Davis, too, refuses to be pinned down. She is almost militant in her refusal to interpret, drawing no lessons from the lives she describes in such detail. She never even explains why, or how, she chose these three women out of the many millions alive at the time. More troublingly, she explicitly refuses to put these biographies into a broader context, or to use them to illustrate any historical trend—the sort of thing that could lend significance to lives much more mundane than the ones Davis has chosen. “Each life stands as an example, with its own virtues, initiatives, and faults,” she writes, laconically as ever, in a conclusion that is far from conclusive. “I have no favorites.”

She does make a few vague comparisons among the women: All three “knew the ferment of urban voices and printed words”; all were energetic; all were religious. All three sought novel ways of living, and in various ways reveled in their marginal status, “removed from the centers of political power [and] from formal centers of learning and cultural definition.” Beyond this, Davis says little—not even pursuing the most salient connection, the fact that each of these three women spent significant portions of their lives independent of men. But, having said almost nothing, Davis seems to conclude that she’s said too much. It is not good to work out comparisons in more than a cursory manner, Davis argues, for “[v]arient patterns alert us to mobility, mixture, and contention in European cultures.”
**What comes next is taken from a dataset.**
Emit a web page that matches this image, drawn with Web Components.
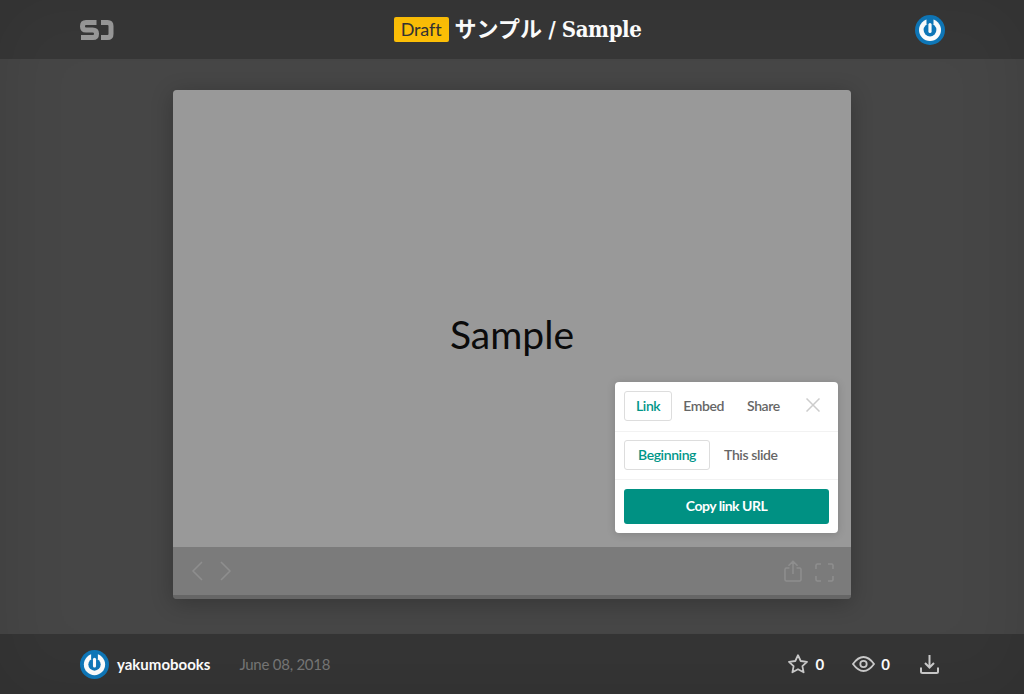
<!DOCTYPE html>
<html lang="en"><head><meta charset="utf-8"><title>Sample</title>
<style>
html,body{margin:0;padding:0;height:100%;background:#464646}
body{font-family:Lato,"Noto Sans CJK JP",sans-serif;overflow:hidden}
</style></head><body>
<deck-page></deck-page>
<script>
function def(name,html){
  customElements.define(name,class extends HTMLElement{
    constructor(){super();const t=document.createElement('template');t.innerHTML=html;this.attachShadow({mode:'open'}).appendChild(t.content.cloneNode(true));}
  });
}
def('user-avatar',`<style>:host{display:block;width:var(--s,30px);height:var(--s,30px)}svg{display:block;width:100%;height:100%}</style>
<svg viewBox="0 0 30 30"><circle cx="15" cy="15" r="15" fill="#0f78ba"/><circle cx="15" cy="15" r="11" fill="#fff"/><circle cx="15" cy="15" r="6.400" fill="#0f78ba"/><path d="M15 3V9.500" stroke="#0f78ba" stroke-width="7"/><path d="M15 9.500V16.500" stroke="#fff" stroke-width="3.200" stroke-linecap="round"/></svg>`);
def('site-logo',`<style>:host{display:block;width:34px;height:22px}svg{display:block}</style>
<svg width="34" height="22" viewBox="0 0 34 22" fill="none" stroke="#999" stroke-width="5"><path d="M16.500 3.500H6Q2.500 3.500 2.500 7V7.500Q2.500 11 6 11H12.500Q16.500 11 16.500 14.500V15Q16.500 18.500 13 18.500H1"/><path d="M21 3.500H27.500Q31 3.500 31 7V15Q31 18.500 27.500 18.500H21"/></svg>`);
def('draft-badge',`<style>:host{display:block;background:#ffc107;color:#333;border-radius:2px;font:400 18px/25px Lato,sans-serif;padding:0 7px;height:25px;letter-spacing:-.1px}</style><slot></slot>`);
def('top-bar',`<style>:host{display:flex;align-items:center;justify-content:space-between;height:59px;padding:0 79px 0 80px;background:#373737;flex:none;box-sizing:border-box}
.t{display:flex;align-items:center;gap:6px;color:#fff;font:700 22px/30px "DejaVu Serif Condensed","DejaVu Serif","Noto Sans CJK JP",serif;margin-left:6px;letter-spacing:-.4px;position:relative;top:-.5px}
.t span{font-family:"Noto Sans CJK JP",sans-serif;letter-spacing:0}
.h{position:relative;top:-1.500px}</style>
<site-logo></site-logo>
<div class="t"><draft-badge>Draft</draft-badge><div class="h"><span>サンプル</span> / Sample</div></div>
<user-avatar></user-avatar>`);
def('tab-button',`<style>:host{display:flex;align-items:center;justify-content:center;box-sizing:border-box;height:30px;padding:0 var(--px,11px) 1px;border:1px solid transparent;border-radius:3px;color:#666;font:600 14px/1 Lato,sans-serif;letter-spacing:-.4px}
:host([active]){border-color:#ddd;color:#009688}</style><slot></slot>`);
def('share-popup',`<style>:host{position:absolute;left:442px;top:292px;width:223px;height:151px;background:#fff;border-radius:4px;display:flex;flex-direction:column;box-sizing:border-box;box-shadow:0 1px 8px rgba(0,0,0,.16)}
.r{display:flex;align-items:flex-start;box-sizing:border-box;padding:0 9px;border-bottom:1px solid #f2f2f2;flex:none}
.x{margin:7px 9px 0 auto;display:block}
.b{margin:9px;height:35px;border-radius:3px;background:#009183;color:#fff;font:700 14px/34px Lato,sans-serif;text-align:center;letter-spacing:-.5px}</style>
<div class="r" style="height:50px;padding-top:9px"><tab-button active>Link</tab-button><tab-button style="margin-left:-1px">Embed</tab-button><tab-button style="margin-left:-1px">Share</tab-button>
<svg class="x" width="14" height="14" viewBox="0 0 14 14" stroke="#ccc" stroke-width="1.500" fill="none"><path d="M.5.5l13 13M13.500.5l-13 13"/></svg></div>
<div class="r" style="height:48px;padding-top:8px"><tab-button active style="--px:13px">Beginning</tab-button><tab-button style="--px:13px">This slide</tab-button></div>
<div class="b">Copy link URL</div>`);
def('slide-controls',`<style>:host{display:flex;align-items:center;justify-content:space-between;height:48px;background:#7b7b7b;padding:0 17px 0 18px;flex:none;box-sizing:border-box}
div{display:flex;align-items:center}svg{display:block;fill:none;stroke:#8e8e8e;stroke-width:1.600;stroke-linejoin:round}</style>
<div style="gap:17px"><svg width="12" height="20" viewBox="0 0 12 20"><path d="M11 1L2 10l9 9"/></svg><svg width="12" height="20" viewBox="0 0 12 20"><path d="M1 1l9 9-9 9"/></svg></div>
<div style="gap:13px"><svg width="18" height="22" viewBox="0 0 18 22"><path d="M9 14V1.500M4.500 5.800L9 1.200l4.500 4.600M5.500 8H2.500Q1 8 1 9.500V19.500Q1 21 2.500 21H15.500Q17 21 17 19.500V9.500Q17 8 15.500 8H12.500"/></svg><svg style="margin-top:2px" width="19" height="19" viewBox="0 0 19 19"><path d="M1 6V2.500Q1 1 2.500 1H6M13 1H16.500Q18 1 18 2.500V6M18 13V16.500Q18 18 16.500 18H13M6 18H2.500Q1 18 1 16.500V13"/></svg></div>`);
def('slide-viewer',`<style>:host{display:flex;flex-direction:column;position:relative;width:678px;height:509px;border-radius:4px;background:#666;box-shadow:0 4px 22px rgba(0,0,0,.24)}
.s{height:457px;background:#999;border-radius:4px 4px 0 0;display:flex;align-items:center;justify-content:center;color:#0b0b0b;font:400 39px/1 Lato,sans-serif;padding-top:31px;box-sizing:border-box;flex:none}
.e{height:4px;background:#666;flex:none;border-radius:0 0 4px 4px}</style>
<div class="s">Sample</div><slide-controls></slide-controls><div class="e"></div><share-popup></share-popup>`);
def('stat-item',`<style>:host{display:flex;align-items:center;gap:8px;color:#fff;font:700 15px/1 Lato,sans-serif}</style><slot name="i"></slot><slot></slot>`);
def('bottom-bar',`<style>:host{display:flex;align-items:center;height:60px;padding:0 85px 0 80px;background:#353535;flex:none;box-sizing:border-box}
svg{display:block;fill:none;stroke:#ccc;stroke-width:1.800}
.u{margin-left:8px;color:#fff;font:700 15px/1 Lato,sans-serif}.d{margin-left:29px;color:#777;font:400 15px/1 Lato,sans-serif;letter-spacing:-.25px}
.a{margin-left:auto;display:flex;align-items:center}user-avatar{--s:29px}</style>
<user-avatar></user-avatar><span class="u">yakumobooks</span><span class="d">June 08, 2018</span>
<div class="a">
<stat-item><svg slot="i" width="20" height="20" viewBox="0 0 20 20"><path stroke-linejoin="round" d="M10 1.200l2.700 5.800 6.300.8-4.600 4.300 1.200 6.200L10 15.200l-5.600 3.100 1.200-6.200L1 7.800l6.300-.8z"/></svg>0</stat-item>
<stat-item style="margin-left:28px;gap:6px"><svg slot="i" width="23" height="16" viewBox="0 0 23 16"><path d="M1 8Q6 1 11.500 1T22 8Q17 15 11.500 15T1 8z"/><circle cx="11.500" cy="8" r="3.200"/></svg>0</stat-item>
<svg style="margin-left:30px" width="19" height="20" viewBox="0 0 19 20"><path d="M9.500 1v12.500M5 9l4.500 4.500L14 9" stroke-width="2"/><path d="M1 13.500v4Q1 19 2.500 19h14q1.500 0 1.500-1.500v-4" stroke-width="2"/></svg>
</div>`);
def('deck-page',`<style>:host{display:flex;flex-direction:column;height:694px;background:#464646;position:relative}
main{flex:1;display:flex;justify-content:center;padding-top:31px;box-sizing:border-box}
.v{position:absolute;inset:0;pointer-events:none;box-shadow:inset 0 0 70px rgba(0,0,0,.1)}</style>
<top-bar></top-bar><main><slide-viewer></slide-viewer></main><bottom-bar></bottom-bar><div class="v"></div>`);
</script></body></html>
In order to engage the attention of an audience beyond specialists and the obsessively curious, historians have to distinguish their work from mere chronicles; they can’t just tell stories—they have to tell pointed stories. Why should the details of these three lives—randomly chosen and haphazardly narrated—matter to us in the 20th century? In Guerre, based as it was on a wonderfully convoluted real-life melodrama, Davis never had to face this question: The story was strange and primal enough to grab the attention of even those with no prior fascination, professional or otherwise, with 16th-century France. It is hard to imagine what Davis found so compelling about the threesome in Women on the Margins. And she’s not telling.